Celebration Gammon With A Honey Mustard And Star Anise Glaze PICTURE: Supplied/Pick n Pay
We all have our favourite Christmas recipes. The go-to family classics, the traditional recipes shared from generation to generation. The tried and tested recipes that have served us well every year. But sometimes it gets boring and we need to bring in something different to the table. 
So how about you take your Christmas favourites, and add a twist here and there? We asked Pick and Pay to share with us these traditional Christmas recipes with a difference. 

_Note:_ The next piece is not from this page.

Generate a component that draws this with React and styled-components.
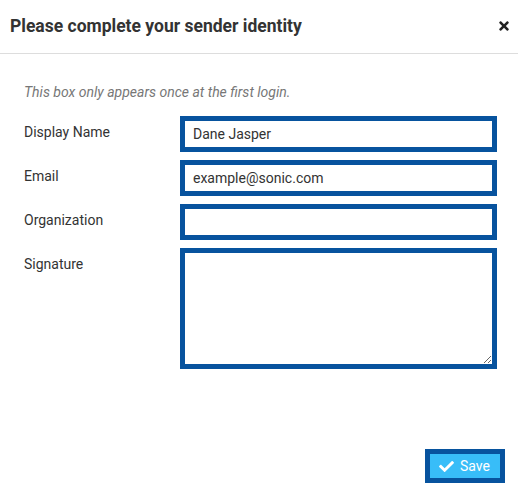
import React, { useState } from 'react';
import styled, { createGlobalStyle } from 'styled-components';
import { FaTimes, FaCheck } from 'react-icons/fa';

const GlobalStyle = createGlobalStyle`
  html, body {
    margin: 0;
    padding: 0;
    background: #ffffff;
  }
  * {
    box-sizing: border-box;
  }
`;

const FIELDS = [
  { id: 'name', label: 'Display Name', initial: 'Dane Jasper' },
  { id: 'email', label: 'Email', initial: 'example@sonic.com' },
  { id: 'org', label: 'Organization', initial: '' },
];

const App = () => {
  const [values, setValues] = useState(
    FIELDS.reduce((acc, f) => ({ ...acc, [f.id]: f.initial }), {})
  );
  const [signature, setSignature] = useState('');

  const onChange = id => e => setValues(v => ({ ...v, [id]: e.target.value }));

  return (
    <>
      <GlobalStyle />
      <Modal>
        <Header>
          <Title>Please complete your sender identity</Title>
          <CloseBtn type="button" aria-label="close">
            <FaTimes size={14} />
          </CloseBtn>
        </Header>
        <Body>
          <Note>This box only appears once at the first login.</Note>
          <Form>
            {FIELDS.map(({ id, label }) => (
              <React.Fragment key={id}>
                <Label htmlFor={id}>{label}</Label>
                <Input id={id} value={values[id]} onChange={onChange(id)} />
              </React.Fragment>
            ))}
            <Label htmlFor="signature">Signature</Label>
            <TextArea
              id="signature"
              value={signature}
              onChange={e => setSignature(e.target.value)}
            />
          </Form>
        </Body>
        <Footer>
          <SaveBtn type="button">
            <FaCheck size={15} />
            Save
          </SaveBtn>
        </Footer>
      </Modal>
    </>
  );
};

export default App;

const Modal = styled.div`
  display: flex;
  flex-direction: column;
  height: 491px;
  font-family: Roboto, 'Liberation Sans', sans-serif;
  color: #333333;
`;

const Header = styled.div`
  display: flex;
  justify-content: space-between;
  align-items: center;
  height: 54px;
  padding: 0 7px 2px 10px;
  border-bottom: 1px solid #dddddd;
`;

const Title = styled.h4`
  margin: 0;
  font-size: 17.5px;
  font-weight: 700;
  color: #333333;
`;

const CloseBtn = styled.button`
  display: flex;
  align-items: center;
  padding: 0;
  border: none;
  background: none;
  color: #222222;
  cursor: pointer;
`;

const Body = styled.div`
  padding: 29px 21px 0 24px;
`;

const Note = styled.p`
  margin: 0 0 15px;
  font-size: 14px;
  line-height: 18px;
  font-style: italic;
  color: #777777;
`;

const Form = styled.div`
  display: grid;
  grid-template-columns: 156px 1fr;
  row-gap: 8px;
`;

const Label = styled.label`
  padding-top: 6px;
  font-size: 14px;
  line-height: 20px;
  color: #333333;
`;

const Input = styled.input`
  width: 100%;
  height: 36px;
  padding: 0 8px;
  border: 5px solid #07539e;
  border-radius: 0;
  font-family: inherit;
  font-size: 14px;
  color: #333333;
  outline: none;
`;

const TextArea = styled.textarea`
  width: 100%;
  height: 121px;
  padding: 6px 8px;
  border: 5px solid #07539e;
  border-radius: 0;
  font-family: inherit;
  font-size: 14px;
  color: #333333;
  outline: none;
`;

const Footer = styled.div`
  display: flex;
  justify-content: flex-end;
  margin-top: auto;
  padding: 0 13px 8px;
`;

const SaveBtn = styled.button`
  display: flex;
  align-items: center;
  gap: 6px;
  height: 34px;
  padding: 0 10px 0 9px;
  border: 5px solid #07539e;
  border-radius: 0;
  background-color: #38bdf8;
  color: #ffffff;
  font-family: inherit;
  font-size: 14px;
  cursor: pointer;
`;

Celebration Gammon With A Honey Mustard And Star Anise Glaze

3kg (approx. size) PnP boneless uncooked Gammon
1 onion, quartered
2 carrots, peeled and chopped
2 celery sticks, chopped
1 bay leaf
10 peppercorns

For Glaze:
2L PnP ginger beer
350g PnP brown sugar
150g honey
1 cup (250ml) whisky
2 cinnamon quills
8 cardamom pods, bruised
3-4 star anise
1 Tbsp (15ml) Dijon mustard
1 Tbsp (15ml) thyme, chopped
50g ginger, peeled and grated
Cloves for studding
3 PnP pink lady apples, halved
3 pears, halved

Place gammon, onion, carrot, celery, bay leaves, peppercorns and ginger beer into a pot and top up with water to cover gammon completely.
Place a side plate over the gammon to keep it submerged while bringing to the boil.
Reduce heat and simmer for 2½ - 3 hours.  Cool gammon in liquid.
Top up with extra ginger beer if needed.

For the Glaze:
Pour all the ingredients into a saucepan and simmer until sugar has dissolved and syrup has formed.  Cool and remove the spices.  
Remove gammon from liquid and remove the skin using a small paring knife.  Leave a ½ cm thick layer of fat.  
Score the fat with a diamond pattern and stud the centre of each diamond with a clove.  
Preheat oven to 200C.
Place gammon, apples and pears on a baking tray and brush with glaze before placing in the oven.  
Glaze continuously while fat turns a deep golden colour.  
Serve gammon with roasted pears, apples and mustard.